## START RECORDED INFORMATION
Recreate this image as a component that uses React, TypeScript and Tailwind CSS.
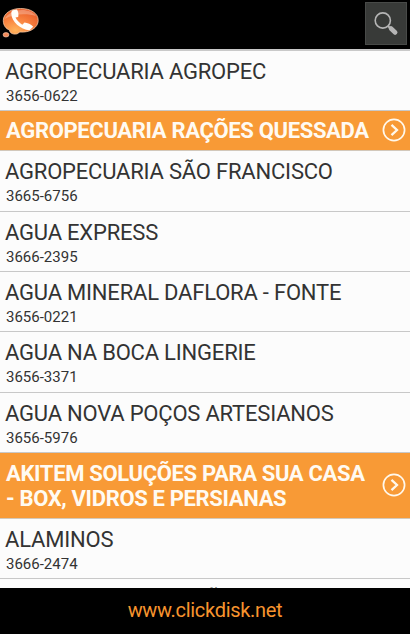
type Row = { name: string; phone?: string; size: string; featured?: boolean };

const rows: Row[] = [
  { name: 'AGROPECUARIA AGROPEC', phone: '3656-0622', size: 'h-[60px]' },
  { name: 'AGROPECUARIA RAÇÕES QUESSADA', size: 'h-[40px]', featured: true },
  { name: 'AGROPECUARIA SÃO FRANCISCO', phone: '3665-6756', size: 'h-[61px]' },
  { name: 'AGUA EXPRESS', phone: '3666-2395', size: 'h-[60px]' },
  { name: 'AGUA MINERAL DAFLORA - FONTE', phone: '3656-0221', size: 'h-[60px]' },
  { name: 'AGUA NA BOCA LINGERIE', phone: '3656-3371', size: 'h-[61px]' },
  { name: 'AGUA NOVA POÇOS ARTESIANOS', phone: '3656-5976', size: 'h-[60px]' },
  { name: 'AKITEM SOLUÇÕES PARA SUA CASA - BOX, VIDROS E PERSIANAS', size: 'h-[66px]', featured: true },
  { name: 'ALAMINOS', phone: '3666-2474', size: 'h-[60px]' },
  { name: 'ALBERTO L. GUIMARÃES', size: 'h-[60px]' },
];

function Logo() {
  return (
    <svg width="40" height="40" viewBox="0 0 40 40" className="shrink-0">
      <defs>
        <radialGradient id="bubble" cx="0.35" cy="0.85" r="0.85">
          <stop offset="0" stopColor="#ffb45c" />
          <stop offset="0.5" stopColor="#f98440" />
          <stop offset="1" stopColor="#ea5f2c" />
        </radialGradient>
      </defs>
      <ellipse cx="6" cy="38.500" rx="2.900" ry="2.200" transform="translate(0 -3.700)" fill="#f58a58" stroke="#f3c3a7" strokeWidth="0.700" />
      <path
        d="M20.500 8.500C11 8.500 3.300 13.500 3.300 20.500C3.300 25.500 6 28.800 9.500 30C9.500 34.500 17.500 35.500 19.500 32C30 33 38.200 27.500 38.200 20.500C38.200 13 30.500 8.500 20.500 8.500Z"
        fill="url(#bubble)" stroke="#f6c6a2" strokeWidth="0.800"
      />
      <path d="M4.500 19C8 13 15 10 22 10C28 10 33 12 36 16C26 13 13 14 4.500 19Z" fill="#fff" opacity="0.280" />
      <path
        d="M12.700 10.200L17 9.500C18.300 11.500 18.800 14.500 18.200 17L15.500 17.500C17 20.500 19.500 23 22.300 24.800L24.500 22.600C27.500 22.900 31 24.400 33.200 26.800L29.500 30.300C20.500 29.500 11.500 22 11.300 13.500C11.300 12 11.800 10.800 12.700 10.200Z"
        fill="#fffdf9"
      />
    </svg>
  );
}

function Chevron() {
  return (
    <svg width="24" height="24" viewBox="0 0 24 24" fill="none" stroke="#fff8ec" className="mb-px shrink-0">
      <circle cx="12" cy="12" r="10.600" strokeWidth="1.700" />
      <path d="M9.500 6.800L15 12L9.500 17.200" strokeWidth="2.300" />
    </svg>
  );
}

export default function App() {
  return (
    <div className="flex h-[634px] w-[410px] flex-col overflow-hidden bg-black font-['Roboto',sans-serif]">
      <header className="flex h-[49px] shrink-0 items-start justify-between bg-black pr-[3px]">
        <Logo />
        <button aria-label="Buscar" className="mt-[2px] flex h-[43px] w-[42px] items-center justify-center border border-[#484a48] bg-[#383a38]">
          <svg width="26" height="26" viewBox="0 0 26 26" fill="none" stroke="#b5b5b5">
            <circle cx="9.800" cy="9.500" r="7.600" strokeWidth="1.600" />
            <path d="M15 15L18 18" strokeWidth="2" />
            <path d="M18 17.500L22.200 21.500" strokeWidth="4.500" strokeLinecap="round" />
          </svg>
        </button>
      </header>
      <main className="min-h-0 flex-1 overflow-hidden border-t-2 border-[#c9c9c9] bg-[#fcfcfc]">
        {rows.map((row) =>
          row.featured ? (
            <div key={row.name} className={`${row.size} flex items-center justify-between border-b border-[#d2c8bb] bg-[#f89a36] pl-[5px] pr-[4px] text-[#fffaf2]`}>
              <div className="w-[371px] pl-px text-[22px] font-bold leading-[25px] tracking-[-0.34px]">{row.name}</div>
              <Chevron />
            </div>
          ) : (
            <div key={row.name} className={`${row.size} border-b border-[#c8c8c8] pl-[5px] pt-[7px] text-[#333]`}>
              <div className="h-[28px] whitespace-nowrap text-[22px] leading-[27px] tracking-[-0.2px]">{row.name}</div>
              {row.phone && <div className="pl-px text-[15px] leading-[20px]">{row.phone}</div>}
            </div>
          ),
        )}
      </main>
      <footer className="flex h-[46px] shrink-0 items-center justify-center bg-black pb-[2px] text-[20px] tracking-[-0.3px] text-[#f7942e]">
        www.clickdisk.net
      </footer>
    </div>
  );
}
## END RECORDED INFORMATION
### GIVEN INSTRUCTION
Quote the full listing above word for word; exclude every picture from the copy.

### CORRECT RESULT
Recreate this image as a component that uses React, TypeScript and Tailwind CSS.
type Row = { name: string; phone?: string; size: string; featured?: boolean };

const rows: Row[] = [
  { name: 'AGROPECUARIA AGROPEC', phone: '3656-0622', size: 'h-[60px]' },
  { name: 'AGROPECUARIA RAÇÕES QUESSADA', size: 'h-[40px]', featured: true },
  { name: 'AGROPECUARIA SÃO FRANCISCO', phone: '3665-6756', size: 'h-[61px]' },
  { name: 'AGUA EXPRESS', phone: '3666-2395', size: 'h-[60px]' },
  { name: 'AGUA MINERAL DAFLORA - FONTE', phone: '3656-0221', size: 'h-[60px]' },
  { name: 'AGUA NA BOCA LINGERIE', phone: '3656-3371', size: 'h-[61px]' },
  { name: 'AGUA NOVA POÇOS ARTESIANOS', phone: '3656-5976', size: 'h-[60px]' },
  { name: 'AKITEM SOLUÇÕES PARA SUA CASA - BOX, VIDROS E PERSIANAS', size: 'h-[66px]', featured: true },
  { name: 'ALAMINOS', phone: '3666-2474', size: 'h-[60px]' },
  { name: 'ALBERTO L. GUIMARÃES', size: 'h-[60px]' },
];

function Logo() {
  return (
    <svg width="40" height="40" viewBox="0 0 40 40" className="shrink-0">
      <defs>
        <radialGradient id="bubble" cx="0.35" cy="0.85" r="0.85">
          <stop offset="0" stopColor="#ffb45c" />
          <stop offset="0.5" stopColor="#f98440" />
          <stop offset="1" stopColor="#ea5f2c" />
        </radialGradient>
      </defs>
      <ellipse cx="6" cy="38.500" rx="2.900" ry="2.200" transform="translate(0 -3.700)" fill="#f58a58" stroke="#f3c3a7" strokeWidth="0.700" />
      <path
        d="M20.500 8.500C11 8.500 3.300 13.500 3.300 20.500C3.300 25.500 6 28.800 9.500 30C9.500 34.500 17.500 35.500 19.500 32C30 33 38.200 27.500 38.200 20.500C38.200 13 30.500 8.500 20.500 8.500Z"
        fill="url(#bubble)" stroke="#f6c6a2" strokeWidth="0.800"
      />
      <path d="M4.500 19C8 13 15 10 22 10C28 10 33 12 36 16C26 13 13 14 4.500 19Z" fill="#fff" opacity="0.280" />
      <path
        d="M12.700 10.200L17 9.500C18.300 11.500 18.800 14.500 18.200 17L15.500 17.500C17 20.500 19.500 23 22.300 24.800L24.500 22.600C27.500 22.900 31 24.400 33.200 26.800L29.500 30.300C20.500 29.500 11.500 22 11.300 13.500C11.300 12 11.800 10.800 12.700 10.200Z"
        fill="#fffdf9"
      />
    </svg>
  );
}

function Chevron() {
  return (
    <svg width="24" height="24" viewBox="0 0 24 24" fill="none" stroke="#fff8ec" className="mb-px shrink-0">
      <circle cx="12" cy="12" r="10.600" strokeWidth="1.700" />
      <path d="M9.500 6.800L15 12L9.500 17.200" strokeWidth="2.300" />
    </svg>
  );
}

export default function App() {
  return (
    <div className="flex h-[634px] w-[410px] flex-col overflow-hidden bg-black font-['Roboto',sans-serif]">
      <header className="flex h-[49px] shrink-0 items-start justify-between bg-black pr-[3px]">
        <Logo />
        <button aria-label="Buscar" className="mt-[2px] flex h-[43px] w-[42px] items-center justify-center border border-[#484a48] bg-[#383a38]">
          <svg width="26" height="26" viewBox="0 0 26 26" fill="none" stroke="#b5b5b5">
            <circle cx="9.800" cy="9.500" r="7.600" strokeWidth="1.600" />
            <path d="M15 15L18 18" strokeWidth="2" />
            <path d="M18 17.500L22.200 21.500" strokeWidth="4.500" strokeLinecap="round" />
          </svg>
        </button>
      </header>
      <main className="min-h-0 flex-1 overflow-hidden border-t-2 border-[#c9c9c9] bg-[#fcfcfc]">
        {rows.map((row) =>
          row.featured ? (
            <div key={row.name} className={`${row.size} flex items-center justify-between border-b border-[#d2c8bb] bg-[#f89a36] pl-[5px] pr-[4px] text-[#fffaf2]`}>
              <div className="w-[371px] pl-px text-[22px] font-bold leading-[25px] tracking-[-0.34px]">{row.name}</div>
              <Chevron />
            </div>
          ) : (
            <div key={row.name} className={`${row.size} border-b border-[#c8c8c8] pl-[5px] pt-[7px] text-[#333]`}>
              <div className="h-[28px] whitespace-nowrap text-[22px] leading-[27px] tracking-[-0.2px]">{row.name}</div>
              {row.phone && <div className="pl-px text-[15px] leading-[20px]">{row.phone}</div>}
            </div>
          ),
        )}
      </main>
      <footer className="flex h-[46px] shrink-0 items-center justify-center bg-black pb-[2px] text-[20px] tracking-[-0.3px] text-[#f7942e]">
        www.clickdisk.net
      </footer>
    </div>
  );
}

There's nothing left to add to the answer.